耳聋是全球性重大公共卫生问题。我国有近3000万耳聋患者。耳聋由遗传因素、环境因素或两者共同作用所致。线粒体12S rRNA A1555G突变是母系遗传性耳聋的重要原因，TRMU等核修饰基因则可能调控该突变的表型表达。本项目拟在我们前期研究成果基础上，探讨母系遗传性耳聋的分子致病机制及听觉功能重建的策略。首先，利用携带线粒体12S rRNA和TRMU基因突变的细胞模型，研究线粒体和核修饰基因互作导致母系遗传性耳聋发病的机制；其次，构建携带12S rRNA基因和核修饰基因TRMU突变的患者特异性诱导多能性干细胞，探讨线粒体遗传缺陷对iPSCs诱导分化毛细胞的影响；最后，通过向携带耳聋相关线粒体基因突变的iPSCs中导入核修饰基因，校正线粒体的功能缺陷，实现内耳毛细胞功能重建。本项目的实施将有利于全面诠释耳聋的致病机制，为聋病及其他母系遗传性疾病细胞干预治疗提供科学依据和技术支撑。

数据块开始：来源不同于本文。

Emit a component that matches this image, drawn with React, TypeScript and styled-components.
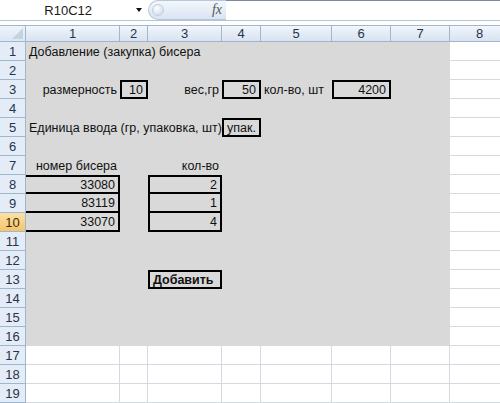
import React, { FunctionComponent } from "react";
import styled, { createGlobalStyle } from "styled-components";

const GlobalStyle = createGlobalStyle`
  html, body {
    margin: 0;
    padding: 0;
    background: #fff;
  }
  body {
    font-family: "Liberation Sans", Arial, sans-serif;
  }
`;

const COLS = [94, 28, 74, 39, 71, 59, 59, 60];
const TEMPLATE = `26px ${COLS.map((w) => w + "px").join(" ")}`;
const SHADED_ROWS = 16;
const SHADED_COLS = 7;

interface CellData {
  text?: string;
  span?: number;
  align?: "left" | "right";
  bold?: boolean;
  edges?: string;
}

const ROWS: CellData[][] = [
  [{ span: 3, text: "Добавление (закупка) бисера" }],
  [],
  [
    { text: "размерность", align: "right" },
    { text: "10", align: "right", edges: "trbl" },
    { text: "вес,гр", align: "right" },
    { text: "50", align: "right", edges: "trbl" },
    { text: "кол-во, шт" },
    { text: "4200", align: "right", edges: "trbl" },
  ],
  [],
  [{ span: 3, text: "Единица ввода (гр, упаковка, шт)" }, { text: "упак.", edges: "trbl" }],
  [],
  [{ text: "номер бисера", align: "right" }, {}, { text: "кол-во", align: "right" }],
  [{ text: "33080", align: "right", edges: "trb" }, {}, { text: "2", align: "right", edges: "trbl" }],
  [{ text: "83119", align: "right", edges: "rb" }, {}, { text: "1", align: "right", edges: "rbl" }],
  [{ text: "33070", align: "right", edges: "rb" }, {}, { text: "4", align: "right", edges: "rbl" }],
  [],
  [],
  [{}, {}, { text: "Добавить", bold: true, edges: "trbl" }],
  [],
  [],
  [],
  [],
  [],
  [],
];

const SELECTED_ROW = 10;

const App: FunctionComponent = () => (
  <>
    <GlobalStyle />
    <Window>
      <FormulaBar>
        <NameBox>
          <span>R10C12</span>
          <DropArrow />
        </NameBox>
        <FxButton>
          <Grip />
          <Fx>fx</Fx>
        </FxButton>
        <FormulaInput />
      </FormulaBar>
      <Sheet>
        <HeaderRow>
          <Corner>
            <svg width="12" height="12" viewBox="0 0 12 12">
              <polygon points="12,1 12,12 1,12" fill="#c5d2e2" />
            </svg>
          </Corner>
          {COLS.map((_, i) => (
            <ColHeader key={i}>{i + 1}</ColHeader>
          ))}
        </HeaderRow>
        {ROWS.map((cells, r) => (
          <SheetRow key={r} cells={cells} index={r + 1} />
        ))}
      </Sheet>
    </Window>
  </>
);

export default App;

interface RowProps {
  cells: CellData[];
  index: number;
}

const SheetRow: FunctionComponent<RowProps> = ({ cells, index }) => {
  const filled: CellData[] = [...cells];
  let used = filled.reduce((n, c) => n + (c.span || 1), 0);
  while (used < COLS.length) {
    filled.push({});
    used++;
  }
  let col = 0;
  return (
    <GridRow>
      <RowHeader $selected={index === SELECTED_ROW}>{index}</RowHeader>
      {filled.map((c, i) => {
        col += c.span || 1;
        const shaded = index <= SHADED_ROWS && col <= SHADED_COLS;
        return (
          <Cell
            key={i}
            $span={c.span || 1}
            $shaded={shaded}
            $align={c.align || "left"}
            $bold={!!c.bold}
            $edges={c.edges || ""}
          >
            {c.text}
          </Cell>
        );
      })}
    </GridRow>
  );
};

const Window = styled.div`
  width: 500px;
  height: 403px;
  overflow: hidden;
  display: flex;
  flex-direction: column;
  background: #fff;
`;

const FormulaBar = styled.div`
  display: flex;
  height: 20px;
  border-bottom: 1px solid #b9c4d2;
  margin-bottom: 4px;
  background: #fff;
`;

const NameBox = styled.div`
  width: 148px;
  display: flex;
  align-items: center;
  justify-content: flex-end;
  gap: 44px;
  padding-right: 6px;
  box-sizing: border-box;
  font-size: 13px;
  color: #1a1a1a;
`;

const DropArrow = styled.span`
  width: 0;
  height: 0;
  border-left: 3px solid transparent;
  border-right: 3px solid transparent;
  border-top: 4px solid #111;
`;

const FxButton = styled.div`
  width: 78px;
  display: flex;
  align-items: center;
  justify-content: space-between;
  padding: 0 4px 0 3px;
  box-sizing: border-box;
  border-radius: 10px 0 0 10px;
  border: 1px solid #b7c6db;
  border-right: none;
  background: linear-gradient(#f3f7fc, #d9e4f2);
`;

const Grip = styled.span`
  width: 10px;
  height: 10px;
  border-radius: 50%;
  background: radial-gradient(circle at 40% 35%, #ffffff, #c6d4e6);
  border: 1px solid #c2cfe0;
`;

const Fx = styled.span`
  font-family: "Liberation Serif", "Times New Roman", serif;
  font-style: italic;
  font-size: 14px;
  color: #555;
`;

const FormulaInput = styled.div`
  flex: 1;
  border-top: 1px solid #7b8a9c;
  background: #fff;
`;

const Sheet = styled.div`
  display: flex;
  flex-direction: column;
`;

const HeaderRow = styled.div`
  display: grid;
  grid-template-columns: ${TEMPLATE};
  height: 17px;
`;

const headerBase = `
  display: flex;
  align-items: center;
  justify-content: center;
  box-sizing: border-box;
  font-size: 13px;
  color: #27344a;
  border-right: 1px solid #9eb6ce;
  border-bottom: 1px solid #9eb6ce;
`;

const Corner = styled.div`
  ${headerBase}
  justify-content: flex-end;
  align-items: flex-end;
  padding: 0 2px 2px 0;
  border-top: 1px solid #9eb6ce;
  background: linear-gradient(#eef3fa, #dde6f2);
`;

const ColHeader = styled.div`
  ${headerBase}
  border-top: 1px solid #9eb6ce;
  background: linear-gradient(#f3f7fc 0%, #e4ebf5 50%, #d9e3f0 100%);
`;

const GridRow = styled.div`
  display: grid;
  grid-template-columns: ${TEMPLATE};
  height: 19px;
`;

const RowHeader = styled.div<{ $selected: boolean }>`
  ${headerBase}
  color: ${(p) => (p.$selected ? "#3b2a0a" : "#27344a")};
  background: ${(p) =>
    p.$selected ? "linear-gradient(#fbe0a8, #f5c46a)" : "#e4ecf7"};
`;

const Cell = styled.div<{
  $span: number;
  $shaded: boolean;
  $align: "left" | "right";
  $bold: boolean;
  $edges: string;
}>`
  grid-column: span ${(p) => p.$span};
  box-sizing: border-box;
  display: flex;
  align-items: center;
  justify-content: ${(p) => (p.$align === "right" ? "flex-end" : "flex-start")};
  padding: 0 3px;
  white-space: nowrap;
  overflow: hidden;
  font-size: 12.5px;
  font-weight: ${(p) => (p.$bold ? 700 : 400)};
  color: #111;
  background: ${(p) => (p.$shaded ? "#d9d9d9" : "#fff")};
  border-right: ${(p) =>
    p.$edges.includes("r") ? "2px solid #000" : p.$shaded ? "none" : "1px solid #d4d9e2"};
  border-bottom: ${(p) =>
    p.$edges.includes("b") ? "2px solid #000" : p.$shaded ? "none" : "1px solid #d4d9e2"};
  border-top: ${(p) => (p.$edges.includes("t") ? "2px solid #000" : "none")};
  border-left: ${(p) => (p.$edges.includes("l") ? "2px solid #000" : "none")};
`;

耳聋是全球性重大公共卫生问题。我国有近3000万耳聋患者。耳聋由遗传因素、环境因素或两者共同作用所致。线粒体12S rRNA A1555G突变是母系遗传性耳聋的重要原因，TRMU等核修饰基因则可能调控该突变的表型表达。本项目拟在我们前期研究成果基础上，探讨母系遗传性耳聋的分子致病机制及听觉功能重建的策略。首先，利用携带线粒体12S rRNA和TRMU基因突变的细胞模型，研究线粒体和核修饰基因互作导致母系遗传性耳聋发病的机制，结果表明TRMU突变使得线粒体1555A>G 相关线粒体功能失常的进一步恶化，最终超过耳聋表型表达的阈值，引发聋病。我们的研究为母系遗传耳聋的致病机制提供了新的思路，即通过线粒体突变与核基因突变相互作用引发聋症发生，丰富了聋病致病机制体系。其次，构建携带12S rRNA基因和核修饰基因TRMU突变的患者特异性诱导多能性干细胞，探讨线粒体遗传缺陷对iPSCs诱导分化毛细胞的影响，结果显示研究发现携带TRMU A10S纯合突变与线粒体1555A>G突变时，iPSC诱导分化为听祖细胞效率降低、毛细胞样细胞静纤毛形态功能异常；利用CRISPR/Cas9技术成功完成上述双突变iPSC模型的A10S突变的遗传矫正。该研究具有重要的临床意义，尽管目前很难通过技术手段来矫正线粒体突变，但通过对核修饰基因进行遗传矫正则可能实现表型修复。此外，研究中构建了核修饰基因TRMU及GTPBP3敲除及敲减的多种斑马鱼、小鼠疾病模型，在体水平研究核修饰基因缺陷引发聋病机制，充分阐释其分子致病机制；同时发现母系遗传性聋病致病新机制，多种线粒体tRNA突变tRNA修饰，进而影响线粒体及细胞功能进而引发聋病。本项目全面诠释修饰基因调控母系遗传性耳聋的致病机制，为聋病及其他母系遗传性疾病细胞干预治疗提供科学依据和技术支撑。